Think, Jax. If I let them take Vel and me, there’s no coming back from that. The alliance will never happen, even if we’re eventually exonerated. I have to find some way to spin this, but I’m coming up blank. There’s just no good reason why I’d have citric acid hidden in a tiny vial inside one of my walls.

“I had no opportunity the night Sharis fell ill,” I point out. “And no motive.”

The commander doesn’t care. Once Vel translates, he replies, “Il-Nok may be lying for you, or perhaps you poisoned the food at some earlier time, knowing Sharis would not eat it until later.”

There are more holes in this theory than in a piece of green Gehenna cheese, but I don’t think they’re looking for logic. They want a scapegoat, someone they can hold up to the general populace and say, This is the culprit. Enjoy her punishment! See, now you can sleep safely again. We’ve taken care of the problem as we always do.

They must’ve analyzed all the scans they took the first time they searched my quarters. Bugs are slow but methodical when they work, and they would have left no centimeter unexamined. That’s when it occurs to me.

“I knew you had checked this place thoroughly,” I say then. “If that’s mine, why wouldn’t I have moved it before your return? That makes no sense at all. The person who planted it either didn’t know you’d taken readings or didn’t care. Neither applies to me.”

“Perhaps you were unfamiliar with the way our technology works.” The captain is out of patience with me. “Will you come quietly, or must I use force?”

Every muscle bristles with the urge to fight. My stance says, Bring it.

“It’s mine,” March says into the silence. “They knew nothing about my personal agenda.” He stands tall and strong, arms behind his back. There’s a certain resolve about him, as if he knew this was inevitable.

Oh, Mary, no. I remember him saying, They like me for it. In awakening his emotions, I’ve also aroused his monstrous sense of accountability. Coupled with impossible altruism, I know exactly why he’s doing this.

No, no, no. I don’t want him to save me. I want him to stay with me. Tears prickle at the corners of my eyes. He didn’t do this. He wouldn’t. But he seems so firm; maybe it comes from the knowledge he’s delivering us from an ugly situation. Something tells me March would rather die a hero than as an old man in my bed. We share that in common.

The crew freezes, as if they don’t dare breathe.

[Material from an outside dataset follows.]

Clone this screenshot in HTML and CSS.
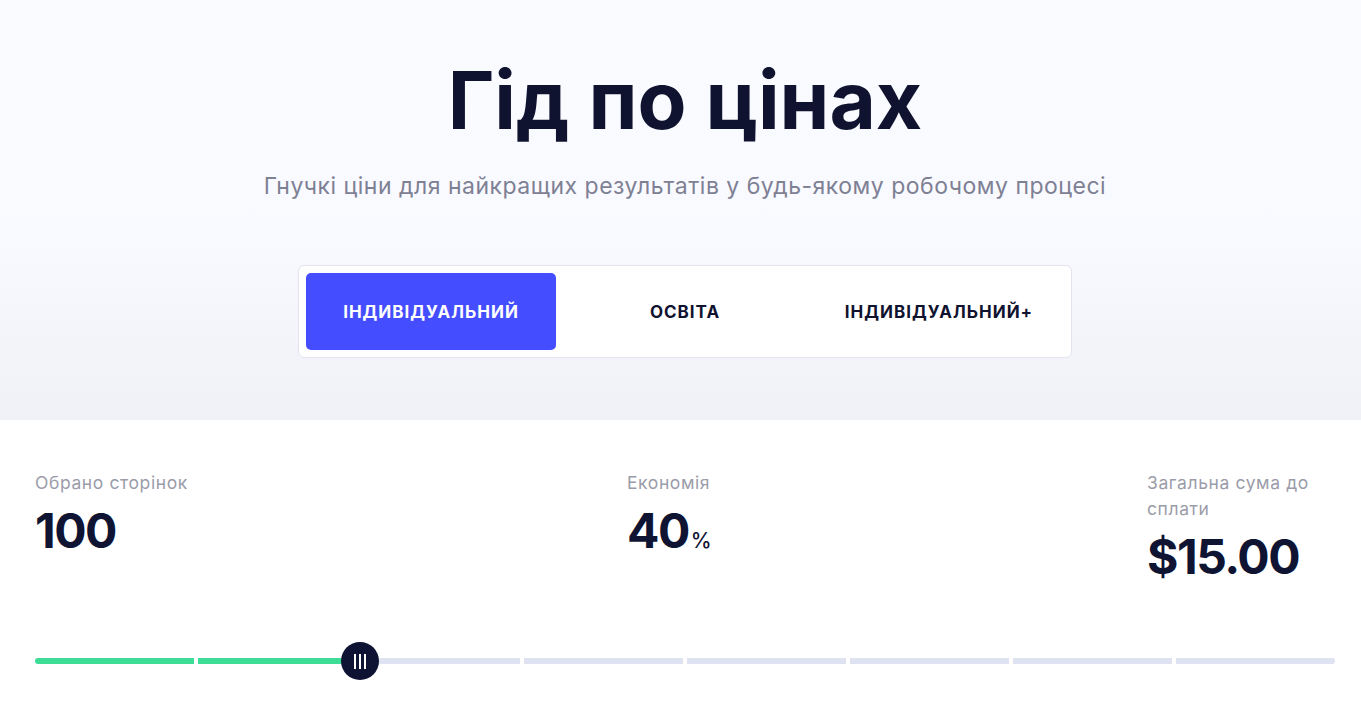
FILE: index.html
```html
<!DOCTYPE html>
<html lang="uk">
<head>
  <meta charset="UTF-8" />
  <meta name="viewport" content="width=device-width, initial-scale=1.0" />
  <title>Гід по цінах</title>
  <link rel="stylesheet" href="styles.css">
</head>
<body>
  <header class="hero">
    <h1 class="hero-title">Гід по цінах</h1>
    <p class="hero-sub">Гнучкі ціни для найкращих результатів у будь-якому робочому процесі</p>
    <div class="plans">
      <button class="plan plan-active">Індивідуальний</button>
      <button class="plan">Освіта</button>
      <button class="plan">Індивідуальний+</button>
    </div>
  </header>

  <main class="calc">
    <div class="stats">
      <div class="stat">
        <div class="stat-label">Обрано сторінок</div>
        <div class="stat-value">100</div>
      </div>
      <div class="stat">
        <div class="stat-label">Економія</div>
        <div class="stat-value">40<span class="stat-unit">%</span></div>
      </div>
      <div class="stat">
        <div class="stat-label">Загальна сума до сплати</div>
        <div class="stat-value">$15.00</div>
      </div>
    </div>

    <div class="slider">
      <div class="track">
        <span class="seg seg-on"></span>
        <span class="seg seg-on"></span>
        <span class="seg"></span>
        <span class="seg"></span>
        <span class="seg"></span>
        <span class="seg"></span>
        <span class="seg"></span>
        <span class="seg"></span>
      </div>
      <div class="thumb" style="left: 25%">
        <i></i><i></i><i></i>
      </div>
    </div>
  </main>
</body>
</html>
```

FILE: styles.css
```css
* { box-sizing: border-box; margin: 0; padding: 0; }
body { background: #fff; color: #0f1432; font-family: 'Inter', 'Noto Sans', sans-serif; }

.hero {
  height: 420px;
  padding: 53px 0 0 9px;
  text-align: center;
  background: linear-gradient(180deg, #fafbff 0%, #f9faff 55%, #f0f1f6 100%);
}
.hero-title { font-size: 80px; line-height: 94px; font-weight: 700; letter-spacing: 0; color: #10132f; }
.hero-sub { margin-top: 24px; font-size: 23px; line-height: 30px; letter-spacing: 0.5px; color: #7e8094; }

.plans {
  display: inline-flex;
  gap: 4px;
  margin-top: 64px;
  padding: 7px;
  background: #fff;
  border: 1px solid #e3e4ef;
  border-radius: 6px;
}
.plan {
  width: 250px;
  height: 77px;
  border: none;
  border-radius: 5px;
  background: transparent;
  color: #10132f;
  font-family: inherit;
  font-size: 17px;
  font-weight: 700;
  letter-spacing: 1px;
  text-transform: uppercase;
  cursor: pointer;
}
.plan-active { background: #444dff; color: #fff; }

.calc { padding: 50px 26px 0 35px; }
.stats { display: grid; grid-template-columns: 592px 1fr 188px; align-items: start; }
.stat-label { font-size: 17.5px; line-height: 26px; letter-spacing: 0.6px; color: #9b9ca9; }
.stat-value { margin-top: 6px; font-size: 48px; line-height: 58px; font-weight: 700; letter-spacing: -1.5px; color: #0f1432; }
.stat-unit { font-size: 21px; font-weight: 500; letter-spacing: 0; margin-left: 2px; }

.slider { position: relative; height: 38px; margin-top: 56px; display: flex; align-items: center; }
.track { display: flex; gap: 4px; width: 100%; }
.seg { flex: 1; height: 6px; background: #dfe2f1; }
.seg:first-child { border-radius: 3px 0 0 3px; }
.seg:last-child { border-radius: 0 3px 3px 0; }
.seg-on { background: #3ddc97; }

.thumb {
  position: absolute;
  top: 0;
  width: 38px;
  height: 38px;
  margin-left: -19px;
  border-radius: 50%;
  background: #0f1333;
  display: flex;
  justify-content: center;
  align-items: center;
  gap: 3px;
}
.thumb i { display: block; width: 2px; height: 15px; background: #fff; }
```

Everything holds a queer, polished sheen from the glimmer running along Dina’s golden hair to the glamour of Hit’s dusky skin. The light refracts to the chitin of the Bugs standing by with weapons. At any moment, this could turn into a bloodbath to make Fitzwilliam’s colossal blunder look like a minor glitch.

“And I didn’t realize your scans would show spatial anomalies,” March continues, seemingly oblivious to the tension. “I never meant to cause any trouble for you personally, Jax. But I’m a purist . . . it offends me to think of allying with these monsters. However bad it gets out there, we can handle it on our own, as we always have. Nobody bailed us out in the Axis Wars.”

The conviction in his voice alarms me. While Vel relays March’s words, a look of stunned heartbreak shines in Dina’s clear green eyes. Hit takes her hand, probably trying to comfort, but Dina shakes her off.

“No,” the mechanic says. “He’s lying, he has to be. Don’t let him do this, Jax.”

I don’t know how she thinks I can stop it. The wheels are already in motion, and they’re not going to listen to anything I have to say. They wanted a scapegoat, and now they have one. I could kill him for this, but I’m terrified the Bugs will do that for me. March will wind up in the mines, and he won’t even have his emotional detachment as a defense mechanism.

Still, I try. “Scan him to make sure he’s telling the truth.”

I know the Bugs have the technology, but the commander reacts as if I have suggested something vaguely obscene. “Do you call your own lover a liar, ambassador? One wonders at your judgment then, as I can smell him all over you.”

Vel repeats the insult, and, by the way his claws unfurl, he would like to teach the captain some manners. Under any other circumstances, I’d let him. With untold effort, I manage to keep my cool when all my instincts are telling me to wade in and wreck this room, then run for it.